WHAT NEEDS TO BE DONE: Repeat only the lines running from the beginning of the material through the line that contains "useLayoutEffect, useRef, useState".

GIVEN DATA:
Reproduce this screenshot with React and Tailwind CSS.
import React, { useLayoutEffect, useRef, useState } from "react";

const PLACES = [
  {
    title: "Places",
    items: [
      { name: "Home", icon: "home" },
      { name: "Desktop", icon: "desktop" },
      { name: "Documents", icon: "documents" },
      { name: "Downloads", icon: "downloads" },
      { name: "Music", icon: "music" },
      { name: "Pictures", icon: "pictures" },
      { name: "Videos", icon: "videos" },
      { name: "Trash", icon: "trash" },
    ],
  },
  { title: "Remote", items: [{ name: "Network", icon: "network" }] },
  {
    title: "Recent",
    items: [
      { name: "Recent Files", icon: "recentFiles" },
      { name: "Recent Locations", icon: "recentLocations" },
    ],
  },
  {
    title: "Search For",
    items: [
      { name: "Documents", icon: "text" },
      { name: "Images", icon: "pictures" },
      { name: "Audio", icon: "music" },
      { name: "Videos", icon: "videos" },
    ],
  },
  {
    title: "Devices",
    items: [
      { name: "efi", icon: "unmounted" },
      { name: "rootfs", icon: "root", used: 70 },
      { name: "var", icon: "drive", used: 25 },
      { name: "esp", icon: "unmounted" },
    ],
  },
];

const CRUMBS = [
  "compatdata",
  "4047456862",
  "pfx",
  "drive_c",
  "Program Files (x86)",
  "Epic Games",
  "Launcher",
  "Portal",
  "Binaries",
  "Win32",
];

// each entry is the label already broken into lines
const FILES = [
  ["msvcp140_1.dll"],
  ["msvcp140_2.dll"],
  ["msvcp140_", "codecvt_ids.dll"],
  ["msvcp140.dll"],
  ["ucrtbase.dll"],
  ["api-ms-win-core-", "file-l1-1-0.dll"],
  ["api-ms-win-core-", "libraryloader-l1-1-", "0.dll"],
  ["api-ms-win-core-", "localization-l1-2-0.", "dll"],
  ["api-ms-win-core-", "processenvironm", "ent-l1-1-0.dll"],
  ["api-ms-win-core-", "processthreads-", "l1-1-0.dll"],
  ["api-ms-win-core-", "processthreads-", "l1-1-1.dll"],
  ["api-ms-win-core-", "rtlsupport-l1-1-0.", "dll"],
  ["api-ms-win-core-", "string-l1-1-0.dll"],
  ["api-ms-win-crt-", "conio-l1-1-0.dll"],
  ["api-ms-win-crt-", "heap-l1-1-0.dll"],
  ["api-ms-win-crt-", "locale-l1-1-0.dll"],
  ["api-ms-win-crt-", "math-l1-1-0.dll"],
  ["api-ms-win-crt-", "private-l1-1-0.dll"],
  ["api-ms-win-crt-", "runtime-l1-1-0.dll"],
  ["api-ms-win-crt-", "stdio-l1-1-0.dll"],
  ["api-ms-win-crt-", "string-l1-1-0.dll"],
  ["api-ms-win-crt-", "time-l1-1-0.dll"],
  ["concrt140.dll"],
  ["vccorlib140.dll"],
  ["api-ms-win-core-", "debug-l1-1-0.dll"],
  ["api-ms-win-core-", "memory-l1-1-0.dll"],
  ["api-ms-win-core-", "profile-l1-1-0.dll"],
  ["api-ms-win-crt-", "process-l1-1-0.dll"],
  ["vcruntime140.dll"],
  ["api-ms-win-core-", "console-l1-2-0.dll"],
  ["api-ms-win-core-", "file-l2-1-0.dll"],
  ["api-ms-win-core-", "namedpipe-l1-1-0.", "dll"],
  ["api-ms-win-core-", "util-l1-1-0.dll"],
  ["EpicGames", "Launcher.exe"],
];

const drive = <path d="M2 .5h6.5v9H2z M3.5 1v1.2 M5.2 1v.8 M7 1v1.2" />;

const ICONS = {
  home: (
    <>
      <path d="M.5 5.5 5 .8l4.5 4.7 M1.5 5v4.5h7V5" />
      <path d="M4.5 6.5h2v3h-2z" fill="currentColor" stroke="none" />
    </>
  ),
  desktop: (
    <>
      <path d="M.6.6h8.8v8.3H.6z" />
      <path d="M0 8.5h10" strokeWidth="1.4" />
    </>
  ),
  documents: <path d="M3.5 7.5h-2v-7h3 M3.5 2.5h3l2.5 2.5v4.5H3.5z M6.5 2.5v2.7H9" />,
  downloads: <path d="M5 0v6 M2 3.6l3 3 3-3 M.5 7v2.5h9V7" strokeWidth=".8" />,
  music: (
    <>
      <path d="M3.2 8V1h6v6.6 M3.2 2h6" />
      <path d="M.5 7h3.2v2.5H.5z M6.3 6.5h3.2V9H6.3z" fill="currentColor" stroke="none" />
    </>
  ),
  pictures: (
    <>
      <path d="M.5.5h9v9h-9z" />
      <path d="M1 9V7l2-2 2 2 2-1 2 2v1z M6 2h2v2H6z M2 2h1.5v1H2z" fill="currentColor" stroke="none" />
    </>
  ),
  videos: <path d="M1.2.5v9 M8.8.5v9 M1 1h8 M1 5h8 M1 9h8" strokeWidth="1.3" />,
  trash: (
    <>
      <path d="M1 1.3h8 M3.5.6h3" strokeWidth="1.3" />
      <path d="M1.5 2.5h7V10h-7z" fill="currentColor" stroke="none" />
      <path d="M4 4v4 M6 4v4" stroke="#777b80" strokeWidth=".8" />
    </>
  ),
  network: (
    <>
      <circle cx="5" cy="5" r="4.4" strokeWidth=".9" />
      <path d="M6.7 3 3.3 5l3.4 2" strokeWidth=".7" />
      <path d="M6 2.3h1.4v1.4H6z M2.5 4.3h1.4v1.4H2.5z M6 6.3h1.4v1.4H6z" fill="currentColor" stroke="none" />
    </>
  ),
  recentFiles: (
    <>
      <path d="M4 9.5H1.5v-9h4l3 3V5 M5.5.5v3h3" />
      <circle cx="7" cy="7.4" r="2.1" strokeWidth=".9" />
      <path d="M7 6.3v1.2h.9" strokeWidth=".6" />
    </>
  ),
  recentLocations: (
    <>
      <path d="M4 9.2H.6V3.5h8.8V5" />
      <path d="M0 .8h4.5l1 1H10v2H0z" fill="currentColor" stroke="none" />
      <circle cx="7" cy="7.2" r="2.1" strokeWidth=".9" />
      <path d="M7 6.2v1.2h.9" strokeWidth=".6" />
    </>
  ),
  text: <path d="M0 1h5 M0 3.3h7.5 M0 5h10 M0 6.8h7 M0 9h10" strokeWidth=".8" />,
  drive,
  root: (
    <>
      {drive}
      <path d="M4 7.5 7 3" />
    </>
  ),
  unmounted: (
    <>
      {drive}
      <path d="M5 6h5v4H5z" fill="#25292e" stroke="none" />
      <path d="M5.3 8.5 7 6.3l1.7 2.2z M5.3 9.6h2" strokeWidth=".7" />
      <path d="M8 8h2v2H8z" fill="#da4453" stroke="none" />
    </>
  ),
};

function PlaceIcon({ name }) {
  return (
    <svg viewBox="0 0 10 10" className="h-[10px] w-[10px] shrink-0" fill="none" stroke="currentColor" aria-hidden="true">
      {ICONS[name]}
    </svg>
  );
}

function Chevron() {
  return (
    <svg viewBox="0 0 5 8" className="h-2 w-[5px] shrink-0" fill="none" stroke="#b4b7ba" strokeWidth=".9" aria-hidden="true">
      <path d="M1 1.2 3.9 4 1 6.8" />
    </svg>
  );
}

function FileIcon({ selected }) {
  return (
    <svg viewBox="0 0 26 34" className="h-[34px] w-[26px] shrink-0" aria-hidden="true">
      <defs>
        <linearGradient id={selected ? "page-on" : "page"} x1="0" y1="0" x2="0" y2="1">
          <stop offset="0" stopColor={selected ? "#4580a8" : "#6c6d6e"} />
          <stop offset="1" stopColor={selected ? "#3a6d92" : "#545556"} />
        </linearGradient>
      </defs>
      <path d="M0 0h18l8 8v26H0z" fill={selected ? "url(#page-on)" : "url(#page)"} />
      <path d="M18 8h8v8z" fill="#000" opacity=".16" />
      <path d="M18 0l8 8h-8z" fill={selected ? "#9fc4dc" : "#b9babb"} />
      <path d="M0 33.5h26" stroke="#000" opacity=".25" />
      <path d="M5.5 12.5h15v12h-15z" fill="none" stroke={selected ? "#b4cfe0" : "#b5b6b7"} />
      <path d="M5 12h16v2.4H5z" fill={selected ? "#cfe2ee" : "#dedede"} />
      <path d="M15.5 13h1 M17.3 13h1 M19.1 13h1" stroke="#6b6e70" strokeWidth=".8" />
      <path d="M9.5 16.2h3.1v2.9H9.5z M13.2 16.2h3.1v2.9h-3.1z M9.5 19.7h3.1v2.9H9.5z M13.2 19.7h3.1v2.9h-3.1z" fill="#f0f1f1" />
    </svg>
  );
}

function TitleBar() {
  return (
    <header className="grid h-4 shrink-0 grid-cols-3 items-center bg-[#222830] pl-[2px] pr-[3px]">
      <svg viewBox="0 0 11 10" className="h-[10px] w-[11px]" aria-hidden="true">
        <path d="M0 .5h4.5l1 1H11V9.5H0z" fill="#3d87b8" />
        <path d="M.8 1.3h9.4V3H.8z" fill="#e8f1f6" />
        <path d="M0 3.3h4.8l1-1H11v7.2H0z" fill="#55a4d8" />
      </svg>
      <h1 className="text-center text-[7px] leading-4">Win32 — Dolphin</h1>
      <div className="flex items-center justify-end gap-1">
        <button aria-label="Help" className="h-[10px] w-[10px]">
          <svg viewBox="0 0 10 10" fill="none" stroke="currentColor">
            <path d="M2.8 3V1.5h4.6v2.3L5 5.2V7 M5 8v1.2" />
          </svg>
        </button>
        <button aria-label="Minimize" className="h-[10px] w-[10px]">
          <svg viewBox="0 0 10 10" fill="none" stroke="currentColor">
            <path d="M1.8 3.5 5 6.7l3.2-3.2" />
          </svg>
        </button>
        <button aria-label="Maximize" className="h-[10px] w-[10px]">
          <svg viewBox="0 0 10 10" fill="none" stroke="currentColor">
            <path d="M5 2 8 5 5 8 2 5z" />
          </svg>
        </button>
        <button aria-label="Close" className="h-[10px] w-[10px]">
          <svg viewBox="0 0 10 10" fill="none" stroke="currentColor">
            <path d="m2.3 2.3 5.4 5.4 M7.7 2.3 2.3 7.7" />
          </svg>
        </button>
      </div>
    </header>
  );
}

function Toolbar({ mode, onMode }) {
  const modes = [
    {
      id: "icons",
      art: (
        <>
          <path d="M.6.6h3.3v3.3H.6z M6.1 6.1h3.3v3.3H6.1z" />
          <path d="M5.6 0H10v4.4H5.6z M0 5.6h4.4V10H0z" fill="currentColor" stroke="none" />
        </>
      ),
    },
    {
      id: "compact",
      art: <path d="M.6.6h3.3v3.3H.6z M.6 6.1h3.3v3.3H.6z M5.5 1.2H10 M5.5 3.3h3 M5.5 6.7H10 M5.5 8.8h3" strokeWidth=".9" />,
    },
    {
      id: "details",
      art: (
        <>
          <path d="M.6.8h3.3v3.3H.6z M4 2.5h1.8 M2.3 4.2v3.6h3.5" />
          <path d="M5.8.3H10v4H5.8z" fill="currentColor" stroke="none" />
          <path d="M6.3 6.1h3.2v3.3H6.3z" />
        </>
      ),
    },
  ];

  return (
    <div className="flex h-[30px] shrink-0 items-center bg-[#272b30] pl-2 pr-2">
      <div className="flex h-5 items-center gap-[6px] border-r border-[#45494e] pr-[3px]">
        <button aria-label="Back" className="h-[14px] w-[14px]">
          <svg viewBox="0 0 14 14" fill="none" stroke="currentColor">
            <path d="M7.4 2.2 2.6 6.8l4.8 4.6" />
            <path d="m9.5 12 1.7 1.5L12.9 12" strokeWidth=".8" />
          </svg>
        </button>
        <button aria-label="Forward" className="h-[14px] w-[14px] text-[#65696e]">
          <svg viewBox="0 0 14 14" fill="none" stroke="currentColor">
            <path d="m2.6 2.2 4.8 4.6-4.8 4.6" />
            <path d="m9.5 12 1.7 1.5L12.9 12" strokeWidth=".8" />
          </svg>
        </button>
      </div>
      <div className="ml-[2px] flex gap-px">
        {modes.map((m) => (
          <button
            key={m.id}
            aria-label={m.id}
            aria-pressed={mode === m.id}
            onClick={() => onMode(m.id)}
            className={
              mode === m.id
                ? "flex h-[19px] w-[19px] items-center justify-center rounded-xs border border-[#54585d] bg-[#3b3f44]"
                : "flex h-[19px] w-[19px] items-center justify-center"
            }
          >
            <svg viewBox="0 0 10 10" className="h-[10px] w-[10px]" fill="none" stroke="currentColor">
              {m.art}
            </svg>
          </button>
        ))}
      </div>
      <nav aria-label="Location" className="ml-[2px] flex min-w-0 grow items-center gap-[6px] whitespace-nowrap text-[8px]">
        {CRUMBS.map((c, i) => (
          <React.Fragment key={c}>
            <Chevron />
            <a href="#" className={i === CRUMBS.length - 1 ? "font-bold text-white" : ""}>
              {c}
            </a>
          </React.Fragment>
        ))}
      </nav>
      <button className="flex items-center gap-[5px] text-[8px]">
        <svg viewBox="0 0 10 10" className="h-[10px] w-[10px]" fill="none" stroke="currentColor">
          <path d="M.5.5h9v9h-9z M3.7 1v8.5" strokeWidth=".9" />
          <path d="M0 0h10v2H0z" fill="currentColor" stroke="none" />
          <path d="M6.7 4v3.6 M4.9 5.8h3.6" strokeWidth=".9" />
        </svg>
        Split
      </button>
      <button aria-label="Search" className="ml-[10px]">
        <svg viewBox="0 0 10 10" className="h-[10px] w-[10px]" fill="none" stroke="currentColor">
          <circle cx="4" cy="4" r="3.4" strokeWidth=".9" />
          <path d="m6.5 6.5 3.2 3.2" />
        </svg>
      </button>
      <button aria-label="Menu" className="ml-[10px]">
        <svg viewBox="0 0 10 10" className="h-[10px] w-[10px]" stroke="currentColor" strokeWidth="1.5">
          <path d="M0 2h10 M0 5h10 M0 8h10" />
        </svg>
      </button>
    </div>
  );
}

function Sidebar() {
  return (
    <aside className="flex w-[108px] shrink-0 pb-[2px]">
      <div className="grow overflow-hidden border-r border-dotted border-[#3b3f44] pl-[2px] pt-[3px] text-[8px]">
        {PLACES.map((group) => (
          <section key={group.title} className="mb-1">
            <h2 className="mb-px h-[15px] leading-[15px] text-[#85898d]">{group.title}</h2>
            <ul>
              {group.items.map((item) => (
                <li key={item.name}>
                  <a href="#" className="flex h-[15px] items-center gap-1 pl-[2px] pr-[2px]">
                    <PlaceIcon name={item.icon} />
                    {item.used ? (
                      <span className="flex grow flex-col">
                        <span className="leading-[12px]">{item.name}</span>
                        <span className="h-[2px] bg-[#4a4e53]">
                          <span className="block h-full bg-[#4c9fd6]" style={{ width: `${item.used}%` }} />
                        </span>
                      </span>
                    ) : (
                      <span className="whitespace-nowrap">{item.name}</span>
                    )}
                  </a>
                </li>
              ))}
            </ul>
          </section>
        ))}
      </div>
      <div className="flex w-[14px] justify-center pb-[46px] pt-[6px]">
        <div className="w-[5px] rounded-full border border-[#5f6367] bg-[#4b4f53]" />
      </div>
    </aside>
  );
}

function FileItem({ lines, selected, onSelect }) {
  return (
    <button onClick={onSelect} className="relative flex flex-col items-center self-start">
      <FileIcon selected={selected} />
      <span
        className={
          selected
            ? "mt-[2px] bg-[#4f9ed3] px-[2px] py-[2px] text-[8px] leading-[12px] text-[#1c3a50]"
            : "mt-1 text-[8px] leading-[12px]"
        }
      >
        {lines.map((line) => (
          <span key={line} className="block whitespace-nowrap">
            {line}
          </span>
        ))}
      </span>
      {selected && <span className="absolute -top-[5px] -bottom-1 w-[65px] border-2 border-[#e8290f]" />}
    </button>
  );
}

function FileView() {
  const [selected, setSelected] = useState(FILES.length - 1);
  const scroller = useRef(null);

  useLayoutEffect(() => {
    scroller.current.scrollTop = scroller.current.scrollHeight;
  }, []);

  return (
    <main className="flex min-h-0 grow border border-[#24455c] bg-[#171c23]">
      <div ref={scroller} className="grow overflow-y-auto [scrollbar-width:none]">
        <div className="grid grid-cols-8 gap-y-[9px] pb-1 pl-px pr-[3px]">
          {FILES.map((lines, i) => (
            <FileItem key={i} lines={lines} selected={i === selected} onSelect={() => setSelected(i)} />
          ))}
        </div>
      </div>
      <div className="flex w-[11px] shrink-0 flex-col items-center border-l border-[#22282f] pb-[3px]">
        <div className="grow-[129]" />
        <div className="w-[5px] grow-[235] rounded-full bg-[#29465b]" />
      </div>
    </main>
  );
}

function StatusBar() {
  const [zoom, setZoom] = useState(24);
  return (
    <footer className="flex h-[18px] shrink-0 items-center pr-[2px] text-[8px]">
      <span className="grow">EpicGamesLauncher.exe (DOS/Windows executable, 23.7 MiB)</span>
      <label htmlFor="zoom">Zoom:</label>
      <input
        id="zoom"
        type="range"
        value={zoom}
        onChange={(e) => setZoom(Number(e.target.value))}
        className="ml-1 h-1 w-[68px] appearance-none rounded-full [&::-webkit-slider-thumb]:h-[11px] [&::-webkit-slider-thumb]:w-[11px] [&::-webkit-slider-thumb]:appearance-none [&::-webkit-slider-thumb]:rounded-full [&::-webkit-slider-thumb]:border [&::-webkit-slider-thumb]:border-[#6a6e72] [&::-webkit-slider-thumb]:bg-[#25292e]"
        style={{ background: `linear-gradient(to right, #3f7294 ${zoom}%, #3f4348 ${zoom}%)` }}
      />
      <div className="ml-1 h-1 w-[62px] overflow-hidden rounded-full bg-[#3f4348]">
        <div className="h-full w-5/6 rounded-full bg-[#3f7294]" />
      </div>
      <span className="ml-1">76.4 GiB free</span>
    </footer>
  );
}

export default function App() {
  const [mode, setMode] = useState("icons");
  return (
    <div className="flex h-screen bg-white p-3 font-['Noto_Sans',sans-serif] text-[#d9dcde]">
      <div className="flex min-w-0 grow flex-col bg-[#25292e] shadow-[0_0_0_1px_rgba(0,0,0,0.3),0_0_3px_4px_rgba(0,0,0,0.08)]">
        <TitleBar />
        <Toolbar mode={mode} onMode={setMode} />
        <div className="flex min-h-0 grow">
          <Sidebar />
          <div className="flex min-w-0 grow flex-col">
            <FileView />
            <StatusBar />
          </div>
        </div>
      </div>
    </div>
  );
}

OUTPUT FOR THIS EXERCISE:
Reproduce this screenshot with React and Tailwind CSS.
import React, { useLayoutEffect, useRef, useState } from "react";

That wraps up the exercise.